Гамсонов понимал, Наталья Олеговна старалась что-то объяснить ему, передать… Мягко… Но что именно? После завтрака он думал: к чему она это сказала? Про старания… ведь это вообще будто не относилось к разговору. Если только косвенно. Может быть, к дочери? Женщина хотела как-то объяснить свои отношения с ней?
Нет, непохоже, что ее слова напрямую относились к Марине. И все же относились.
Но еще она одновременно говорила о лечении водой.
Но как сходились все эти вещи?
Он, впрочем, недолго размышлял об этом – молчание Переверзина (номер того по-прежнему был вне зоны действия) беспокоило его гораздо больше.
Опасение и страх вернулись, вновь. И уже не уходили.
Впрочем Гамсонов благоразумно сказал себе просто ждать, делая привычные дела. Сегодня он собирался поехать в Москву……………………………………………….
……………………………………………………………………………………….
Глава 4
I
Через час, когда Гамсонов уходил, Марина вышла из своей комнаты в прихожую. Будто его стерегла.

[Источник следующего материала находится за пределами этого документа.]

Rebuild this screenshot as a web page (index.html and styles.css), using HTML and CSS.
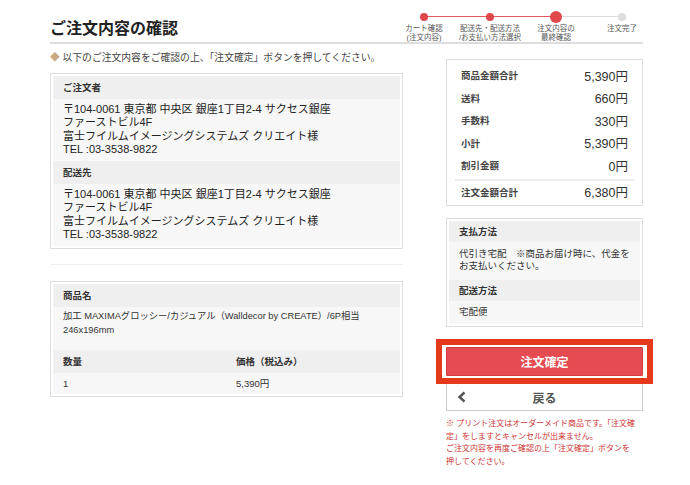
FILE: index.html
```html
<!DOCTYPE html>
<html lang="ja">
<head>
<meta charset="UTF-8">
<meta name="viewport" content="width=device-width, initial-scale=1.0">
<title>ご注文内容の確認</title>
<link rel="stylesheet" href="styles.css">
</head>
<body>

<div class="page">
  <div class="head">
    <h1>ご注文内容の確認</h1>
    <ol class="steps">
      <li class="done"><span class="dot"></span><span class="label">カート確認<br>(注文内容)</span></li>
      <li class="done"><span class="dot"></span><span class="label">配送先・配送方法<br>/お支払い方法選択</span></li>
      <li class="current"><span class="dot"></span><span class="label">注文内容の<br>最終確認</span></li>
      <li><span class="dot"></span><span class="label">注文完了</span></li>
    </ol>
  </div>

  <div class="cols">
    <div class="main">
      <p class="lead"><span class="mark">◆</span> 以下のご注文内容をご確認の上、「注文確定」ボタンを押してください。</p>

      <div class="box">
        <div class="box-h">ご注文者</div>
        <div class="box-b addr">
          〒104-0061 東京都 中央区 銀座1丁目2-4 サクセス銀座<br>
          ファーストビル4F<br>
          富士フイルムイメージングシステムズ クリエイト様<br>
          TEL :03-3538-9822
        </div>
        <div class="box-h">配送先</div>
        <div class="box-b addr">
          〒104-0061 東京都 中央区 銀座1丁目2-4 サクセス銀座<br>
          ファーストビル4F<br>
          富士フイルムイメージングシステムズ クリエイト様<br>
          TEL :03-3538-9822
        </div>
      </div>

      <hr class="sep">

      <div class="box">
        <div class="box-h">商品名</div>
        <div class="box-b item">
          加工 MAXIMAグロッシー/カジュアル（Walldecor by CREATE）/6P相当<br>
          246x196mm
        </div>
        <div class="box-h pair">
          <span>数量</span>
          <span>価格（税込み）</span>
        </div>
        <div class="box-b pair">
          <span>1</span>
          <span>5,390円</span>
        </div>
      </div>
    </div>

    <div class="side">
      <div class="total">
        <div class="row"><span>商品金額合計</span><b>5,390円</b></div>
        <div class="row"><span>送料</span><b>660円</b></div>
        <div class="row"><span>手数料</span><b>330円</b></div>
        <div class="row"><span>小計</span><b>5,390円</b></div>
        <div class="row"><span>割引金額</span><b>0円</b></div>
        <div class="row sum"><span>注文金額合計</span><b>6,380円</b></div>
      </div>

      <div class="box pay">
        <div class="box-h">支払方法</div>
        <div class="box-b">代引き宅配　※商品お届け時に、代金を<br>お支払いください。</div>
        <div class="box-h">配送方法</div>
        <div class="box-b">宅配便</div>
      </div>

      <div class="confirm-wrap">
        <button class="confirm">注文確定</button>
      </div>
      <button class="back">
        <svg width="10" height="12" viewBox="0 0 10 12"><polyline points="7.5,1.5 2.5,6 7.5,10.5" fill="none" stroke="#555" stroke-width="2.4"/></svg>
        <span>戻る</span>
        <span></span>
      </button>

      <div class="notes">
        ※ プリント注文はオーダーメイド商品です。「注文確<br>
        定」をしますとキャンセルが出来ません。<br>
        ご注文内容を再度ご確認の上「注文確定」ボタンを<br>
        押してください。
      </div>
    </div>
  </div>
</div>

</body>
</html>
```

FILE: styles.css
```css
body {
  margin: 0;
  background: #fff;
  color: #333;
  font-family: "Liberation Sans", "Noto Sans CJK JP", sans-serif;
}

.page {
  width: 593px;
  padding-left: 50px;
}

/* header */
.head {
  display: flex;
  height: 42px;
  border-bottom: 2px solid #ddd;
}

.head h1 {
  align-self: flex-end;
  margin: 0;
  padding-bottom: 3px;
  font-size: 16px;
  line-height: 20px;
  font-weight: bold;
  color: #222;
}

.steps {
  display: flex;
  list-style: none;
  margin: 0 -12px 0 auto;
  padding: 0;
}

.steps li {
  position: relative;
  width: 66px;
  display: flex;
  flex-direction: column;
  align-items: center;
}

.steps li:not(:first-child)::before {
  content: "";
  position: absolute;
  top: 16px;
  left: -50%;
  width: 100%;
  height: 1px;
  background: #ddd;
}

.steps li.done + li::before {
  background: #e25a5e;
}

.dot {
  position: relative;
  z-index: 1;
  width: 8px;
  height: 8px;
  margin: 13px 0 2px;
  border-radius: 50%;
  background: #ddd;
}

.done .dot {
  background: #e0474c;
}

.current .dot {
  width: 12px;
  height: 12px;
  margin: 11px 0 0;
  background: #e0474c;
}

.label {
  margin-top: 1px;
  font-size: 7.5px;
  line-height: 9px;
  color: #555;
  text-align: center;
  white-space: nowrap;
}

/* columns */
.cols {
  display: flex;
  gap: 43px;
}

.main {
  width: 353px;
}

.side {
  width: 197px;
  padding-top: 15px;
}

.lead {
  margin: 7px 0 8px;
  font-size: 9.8px;
  line-height: 14px;
  color: #444;
  white-space: nowrap;
}

.mark {
  color: #c9a883;
}

.box {
  border: 1px solid #ddd;
  padding: 2px;
  background: #fff;
}

.box-h {
  padding: 0 10px;
  background: #efefef;
  font-size: 9.5px;
  line-height: 23px;
  font-weight: bold;
  color: #333;
}

.box-b {
  padding: 4px 10px 5px;
  background: #f7f7f7;
  font-size: 9.5px;
  line-height: 13.3px;
}

.box-b.addr {
  font-size: 11px;
  color: #222;
}

.box-b.item {
  padding: 3px 10px 13px;
  font-size: 9.3px;
  line-height: 13.5px;
}

.pair {
  display: grid;
  grid-template-columns: 173px 1fr;
}

.box-b.pair {
  line-height: 21px;
  padding: 0 10px;
}

.sep {
  margin: 15px 0 16px;
  border: 0;
  border-top: 1px solid #eee;
}

/* right side */
.total {
  border: 1px solid #ddd;
  padding: 4px 8px 2px;
}

.row {
  display: flex;
  justify-content: space-between;
  align-items: center;
  height: 22.5px;
  padding: 0 6px;
}

.row span {
  font-size: 9.5px;
  font-weight: bold;
  color: #444;
}

.row b {
  font-size: 12.5px;
  font-weight: normal;
  color: #333;
}

.row.sum {
  margin-top: 2px;
  border-top: 2px solid #eee;
}

.pay {
  margin-top: 12px;
}

.pay .box-h {
  line-height: 21px;
}

.pay .box-b {
  padding: 5.5px 10px 7.5px;
  line-height: 12.5px;
  white-space: nowrap;
}

.pay .box-b:last-child {
  padding: 4.5px 10px 6px;
}

.confirm-wrap {
  margin: 12px -10px 0;
  border: 6px solid #e4391b;
  padding: 2px 4px;
  background: #fff;
}

.confirm {
  display: block;
  width: 100%;
  height: 29px;
  border: 1px solid #d43c41;
  border-radius: 1px;
  background: #e54b50;
  color: #fff;
  font-family: inherit;
  font-size: 12px;
  font-weight: bold;
}

.back {
  display: grid;
  grid-template-columns: 30px 1fr 30px;
  align-items: center;
  justify-items: center;
  width: 100%;
  height: 27px;
  padding: 0;
  border: 1px solid #ccc;
  border-top: 0;
  background: #fff;
  color: #555;
  font-family: inherit;
  font-size: 12px;
  font-weight: bold;
}

.back svg {
  justify-self: start;
  margin-left: 10px;
}

.notes {
  margin-top: 7px;
  font-size: 8px;
  line-height: 12.5px;
  color: #cc3333;
  white-space: nowrap;
}
```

– Слушай, а ты идешь по своим делам, да? – она снова говорила нарочито любопытствующе.
Насмешливо поблескивала глазами. Рыжие веснушки на щеках. За прошедший час она успела навести ресницы и веки едко-темной сиренью, добавить к кольцам на пальцах клыкастых перстней, которыми, казалось, можно кожу вспороть.
Гамсонов боковым зрением увидел в ее комнате спутанное, разбросанное черное и розовое белье, – или это были какие-то покрывала… и еще что-то посверкивало на стуле – он вспомнил о рок-напульснике.
Ничего не отвечал.
– Ты что, обиделся на меня, что ли, я не поняла?
– Я? Обиделся? Ты о чем говоришь воще?
– Сегодня придешь и расскажешь, сколько…
– Я никому никогда не рассказываю, ясно тебе? – он сказал вдруг очень резко, конфликтно. И даже сам не ожидал, но у него как само собой сработало.
– Ну хорошо, – Марина смутилась; не ожидала такого отпора.
Гамсонов наклонился и стал надевать ботинки; больше не смотрел на нее. Но у Марины все так и не закрывался рот:
– Знаешь, моя мама немножко «фиу». Это я не к тому, что она не понимает, что нам с ней будет не на что жить, если меня все бросят. Я об ее этих водных увлечениях. Режимах, да… так она говорит. Понимаешь, у нее мозг сожрался после того, как умер отец. Ей даже увольняться пришлось с работы. А он ее и не любил никогда… Теперь уж пусть она лучше дома сидит. Кстати, она нас сейчас слышит и ничего не сделает – как всегда. Она уже ничего не делает. И знаешь, пусть не работает. Мне мои котики раза в два больше дарят, чем ей на работе платили. А с Витьком я помирюсь обязательно.